- **CHALLENGE**: Everything from the first line of the data below through the line that contains "background: rgba(255, 255, 255, 0.11);" should be written out exactly, please, and nothing more; the pictures stay out.

- **RAW DATA**:

***

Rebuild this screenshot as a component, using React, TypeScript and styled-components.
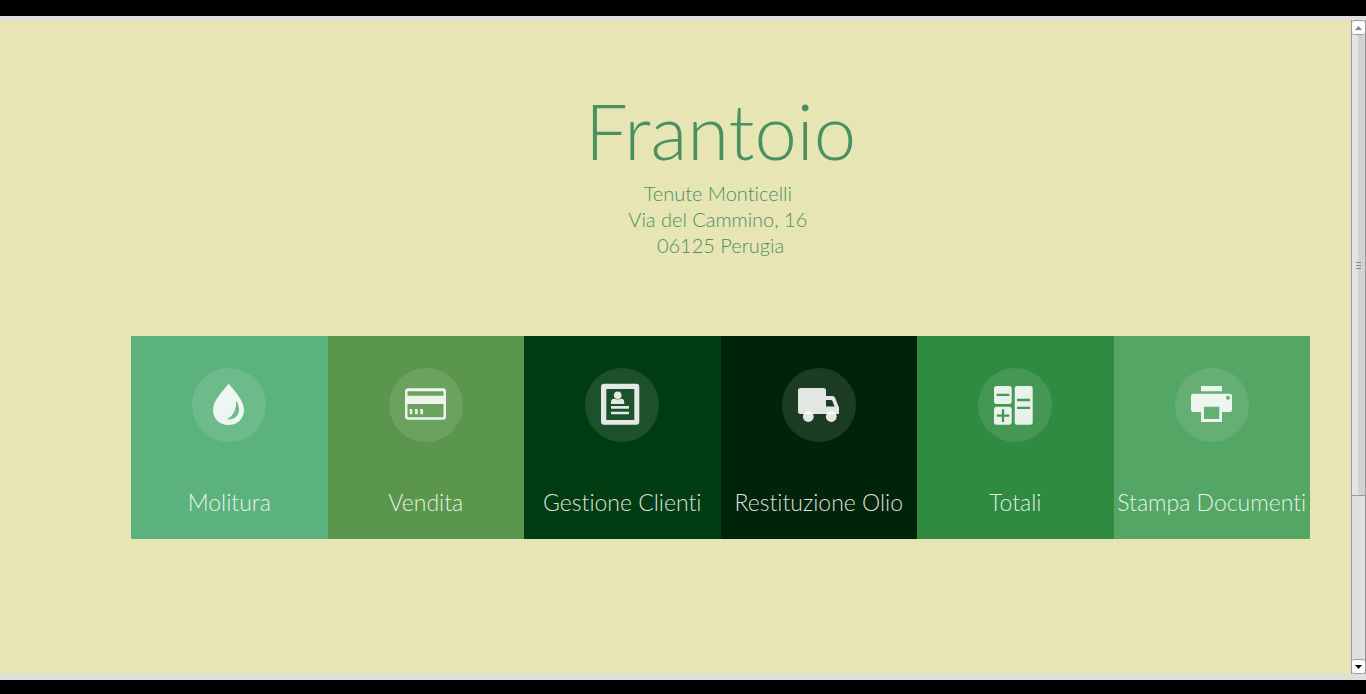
import React from "react";
import styled, { createGlobalStyle } from "styled-components";

const GlobalStyle = createGlobalStyle`
  * { box-sizing: border-box; }
  body {
    margin: 0;
    background: #000;
    font-family: Lato, "Liberation Sans", sans-serif;
    font-weight: 300;
    font-variant-ligatures: none;
  }
`;

const Frame = styled.div`
  display: flex;
  min-height: 100vh;
  border-top: 16px solid #000;
  border-bottom: 14px solid #000;
`;

const Viewport = styled.div`
  display: flex;
  flex: 1;
  background: #e7e5b4;
  border-top: 4px solid #dfdfdf;
  border-bottom: 6px solid #dfdfdf;
`;

const Page = styled.main`
  flex: 1;
  padding: 73px 41px 40px 131px;
`;

const Header = styled.header`
  color: #4a9063;
  text-align: center;
`;

const Title = styled.h1`
  margin: 0;
  font-size: 76px;
  line-height: 76px;
  font-weight: 300;
`;

const Address = styled.address`
  margin-top: 11px;
  font-size: 20px;
  line-height: 26px;
  font-style: normal;
`;

const Menu = styled.nav`
  display: grid;
  grid-template-columns: repeat(6, minmax(0, 1fr));
  margin-top: 78px;
`;

const Tile = styled.a<{ $color: string }>`
  display: flex;
  flex-direction: column;
  align-items: center;
  padding: 32px 0 22px;
  background: ${(p) => p.$color};
  color: rgba(255, 255, 255, 0.88);
  text-decoration: none;
`;

const Badge = styled.span`
  display: block;
  width: 74px;
  height: 74px;
  border-radius: 50%;
  background: rgba(255, 255, 255, 0.11);

  svg {
    display: block;
    fill: currentColor;
  }
`;

const Label = styled.span`
  margin-top: 45px;
  font-size: 23px;
  line-height: 30px;
  white-space: nowrap;
`;

const ScrollBar = styled.div`
  display: flex;
  flex-direction: column;
  width: 15px;
  border: 1px solid #999;
  border-width: 0 1px;
  background: #dfdfdf;
`;

const Arrow = styled.button<{ $color: string }>`
  display: flex;
  align-items: center;
  justify-content: center;
  width: 100%;
  height: 15px;
  padding: 0;
  border: 1px solid #999;
  border-width: 1px 0;
  border-radius: 3px;
  background: #fff;
  color: ${(p) => p.$color};
`;

const Thumb = styled.div`
  display: flex;
  flex: 461;
  align-items: center;
  justify-content: center;
  border-bottom: 1px solid #999;
  background: linear-gradient(90deg, #e4e4e4 50%, #d2d2d2 50%);
`;

const Track = styled.div`
  flex: 163;
`;

const icons = {
  drop: (
    <path
      fillRule="evenodd"
      d="M36.7 15.7C41 21.500 52 31.500 52 42C52 51 45 57 36.500 57S21 51 21 42C21 31.500 32.500 21.500 36.700 15.700ZM44 32.700C44.500 40.500 42 47.500 35 51.300C41 52.500 47 48.500 47 41.500C47 38 46 35 44 32.700Z"
    />
  ),
  card: (
    <path
      fillRule="evenodd"
      d="M19 20.300H54a3 3 0 0 1 3 3V48.700a3 3 0 0 1-3 3H19a3 3 0 0 1-3-3V23.300a3 3 0 0 1 3-3ZM19.500 23.300a1 1 0 0 0-1 1V27.700H54.500V24.300a1 1 0 0 0-1-1ZM18.500 36V48.300a1 1 0 0 0 1 1H53.500a1 1 0 0 0 1-1V36ZM20.700 41h2.600v5.300h-2.600ZM26 41h2.700v5.300H26ZM31.300 41H34v5.300h-2.700Z"
    />
  ),
  contact: (
    <>
      <path
        fillRule="evenodd"
        d="M19 15.700H51.300a3 3 0 0 1 3 3V53.700a3 3 0 0 1-3 3H19a3 3 0 0 1-3-3V18.700a3 3 0 0 1 3-3ZM21.300 21V52H49.300V21Z"
      />
      <circle cx="32.700" cy="27.200" r="3.800" />
      <path d="M26 36V34a3.300 3.300 0 0 1 3.300-3.300C31 31.800 34.300 31.800 36 30.700A3.300 3.300 0 0 1 39.200 34V36ZM26 38H44v2.700H26ZM26 43.700H44v2.600H26Z" />
    </>
  ),
  truck: (
    <>
      <path
        fillRule="evenodd"
        d="M18.500 20H41.500A2.500 2.500 0 0 1 44 22.500V28H50.700Q52.200 28 53 29.500L56 37.200Q57 38.500 57 40V46H18.500A2.500 2.500 0 0 1 16 43.500V22.500A2.500 2.500 0 0 1 18.500 20ZM44 32V38.500H52.500L50.300 32.800Q50 32 49 32Z"
      />
      <circle cx="26.300" cy="48.500" r="5.400" />
      <circle cx="49.300" cy="48.500" r="5.400" />
    </>
  ),
  totals: (
    <path
      fillRule="evenodd"
      d="M18.500 18H31.200a2.500 2.500 0 0 1 2.500 2.500V33.500a2.500 2.500 0 0 1-2.500 2.500H18.500a2.500 2.500 0 0 1-2.500-2.500V20.500a2.500 2.500 0 0 1 2.500-2.500ZM18.700 25.700V28H31.300V25.700ZM18.500 38.700H31.200a2.500 2.500 0 0 1 2.500 2.500V54.200a2.500 2.500 0 0 1-2.500 2.500H18.500a2.500 2.500 0 0 1-2.500-2.500V41.200a2.500 2.500 0 0 1 2.500-2.500ZM23.800 41.300V46.500H18.700V48.800H23.800V54H26.200V48.800H31.300V46.500H26.200V41.300ZM39.200 18H52.200a2.500 2.500 0 0 1 2.500 2.500V54.200a2.500 2.500 0 0 1-2.500 2.500H39.200a2.500 2.500 0 0 1-2.500-2.500V20.500a2.500 2.500 0 0 1 2.500-2.500ZM39 30.700V33.300H52V30.700ZM39 38.700V41H52V38.700Z"
    />
  ),
  printer: (
    <path
      fillRule="evenodd"
      d="M26 18H47V23.300H26ZM18.500 25.700H54.500A2.500 2.500 0 0 1 57 28.200V41.500A2.500 2.500 0 0 1 54.500 44H47V54H26V44H18.500A2.500 2.500 0 0 1 16 41.500V28.200A2.500 2.500 0 0 1 18.500 25.700ZM29 38.700V51H44.300V38.700ZM53 27.700a2 2 0 1 0 0 4a2 2 0 1 0 0-4Z"
    />
  ),
};

const entries: { label: string; color: string; icon: keyof typeof icons }[] = [
  { label: "Molitura", color: "#5cb27c", icon: "drop" },
  { label: "Vendita", color: "#5a974c", icon: "card" },
  { label: "Gestione Clienti", color: "#003c12", icon: "contact" },
  { label: "Restituzione Olio", color: "#002408", icon: "truck" },
  { label: "Totali", color: "#2f8b40", icon: "totals" },
  { label: "Stampa Documenti", color: "#53a663", icon: "printer" },
];

export default function App() {
  return (
    <>
      <GlobalStyle />
      <Frame>
        <Viewport>
          <Page>
            <Header>
              <Title>Frantoio</Title>
              <Address>
                Tenute Monticelli&nbsp;
                <br />
                Via del Cammino, 16&nbsp;
                <br />
                06125 Perugia
              </Address>
            </Header>
            <Menu>
              {entries.map((entry) => (
                <Tile key={entry.label} href="#" $color={entry.color}>
                  <Badge>
                    <svg width="74" height="74" viewBox="0 0 74 74" aria-hidden="true">
                      {icons[entry.icon]}
                    </svg>
                  </Badge>
                  <Label>{entry.label}</Label>
                </Tile>
              ))}
            </Menu>
          </Page>
          <ScrollBar>
            <Arrow type="button" aria-label="Scroll up" $color="#888">
              <svg width="7" height="4" viewBox="0 0 7 4" fill="currentColor">
                <path d="M0 4L3.500 0L7 4Z" />
              </svg>
            </Arrow>
            <Thumb>
              <svg width="5" height="7" viewBox="0 0 5 7" fill="#888">
                <path d="M0 0h5v1H0ZM0 3h5v1H0ZM0 6h5v1H0Z" />
              </svg>
            </Thumb>
            <Track />
            <Arrow type="button" aria-label="Scroll down" $color="#000">
              <svg width="7" height="4" viewBox="0 0 7 4" fill="currentColor">
                <path d="M0 0H7L3.500 4Z" />
              </svg>
            </Arrow>
          </ScrollBar>
        </Viewport>
      </Frame>
    </>
  );
}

***

- **FULL RESPONSE**:
Rebuild this screenshot as a component, using React, TypeScript and styled-components.
import React from "react";
import styled, { createGlobalStyle } from "styled-components";

const GlobalStyle = createGlobalStyle`
  * { box-sizing: border-box; }
  body {
    margin: 0;
    background: #000;
    font-family: Lato, "Liberation Sans", sans-serif;
    font-weight: 300;
    font-variant-ligatures: none;
  }
`;

const Frame = styled.div`
  display: flex;
  min-height: 100vh;
  border-top: 16px solid #000;
  border-bottom: 14px solid #000;
`;

const Viewport = styled.div`
  display: flex;
  flex: 1;
  background: #e7e5b4;
  border-top: 4px solid #dfdfdf;
  border-bottom: 6px solid #dfdfdf;
`;

const Page = styled.main`
  flex: 1;
  padding: 73px 41px 40px 131px;
`;

const Header = styled.header`
  color: #4a9063;
  text-align: center;
`;

const Title = styled.h1`
  margin: 0;
  font-size: 76px;
  line-height: 76px;
  font-weight: 300;
`;

const Address = styled.address`
  margin-top: 11px;
  font-size: 20px;
  line-height: 26px;
  font-style: normal;
`;

const Menu = styled.nav`
  display: grid;
  grid-template-columns: repeat(6, minmax(0, 1fr));
  margin-top: 78px;
`;

const Tile = styled.a<{ $color: string }>`
  display: flex;
  flex-direction: column;
  align-items: center;
  padding: 32px 0 22px;
  background: ${(p) => p.$color};
  color: rgba(255, 255, 255, 0.88);
  text-decoration: none;
`;

const Badge = styled.span`
  display: block;
  width: 74px;
  height: 74px;
  border-radius: 50%;
  background: rgba(255, 255, 255, 0.11);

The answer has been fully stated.